I will be getting +/- $25,000 from Social Security and need a total of $50,000 annually. How does a single person structure retirement withdrawals from the various types of accounts?
Congratulations on preparing ahead of time for your retirement years.
Bankrate has published a few stories on the topic of how to structure retirement withdrawals to minimize taxes, including 5 ways to reduce taxes in retirement, 6 strategies to minimize taxes and preserve your nest egg and Tax savvy retirement plan distributions.
You structure retirement withdrawals after taking into account the taxes that your retirement income may generate in your particular situation, which depends on if and when you receive income from each of your retirement sources of income. Additionally, you need to factor in tax deductions that will minimize any tax liability that may be generated when you take the withdrawals.
It is important that you understand what happens with Uncle Sam once you make the move to no longer work. So here are some considerations, below.
Tax ramifications in retirement
- Social Security benefits may be taxable to you if you are receiving income from other sources and if half of your Social Security benefits added to all of your other income, including tax-exempt interest, is above the “single” base amount of $25,000. This base amount also applies to head of household, qualifying widow or widower with a dependent child or married filing separately if you lived apart from your spouse for all of the year.
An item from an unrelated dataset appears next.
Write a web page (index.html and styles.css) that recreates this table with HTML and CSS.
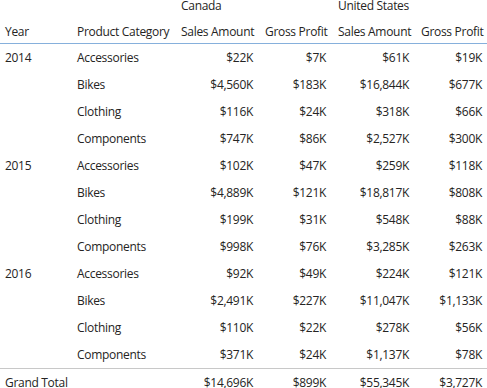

For those who are married filing jointly, the base rate is $32,000, and it’s zero if you are married filing separately and lived with your spouse at any time during the year.
- The withdrawals from the IRA and your 401(k) are taxable and, if made before the age of 59 1/2, may be subject to an additional 10% tax. Also, required minimum distributions, or RMDs, must be made no later than the year after you turn 70 1/2.
- The Roth IRA does not require any distributions, and if you meet all of the requirements, then you do not have to pay tax on the earnings withdrawn. This account gives you a lot of flexibility in minimizing tax liability.
- If you plan to itemize your deductions or have other deductions from capital losses, etc., this will need to be factored into your situation.
- Your current age is a factor in this process as it determines the amount of your Social Security benefits and the date for RMDs from the IRA and 401(k) accounts.
You may wish to sit down with a qualified individual who can assist you in calculating various “what if” scenarios, keeping in mind all of your particular facts. It will give you an added measure of comfort knowing what will happen when you make the withdrawals from each of your retirement income sources.
Thanks for the great question and all the best to you in your retirement.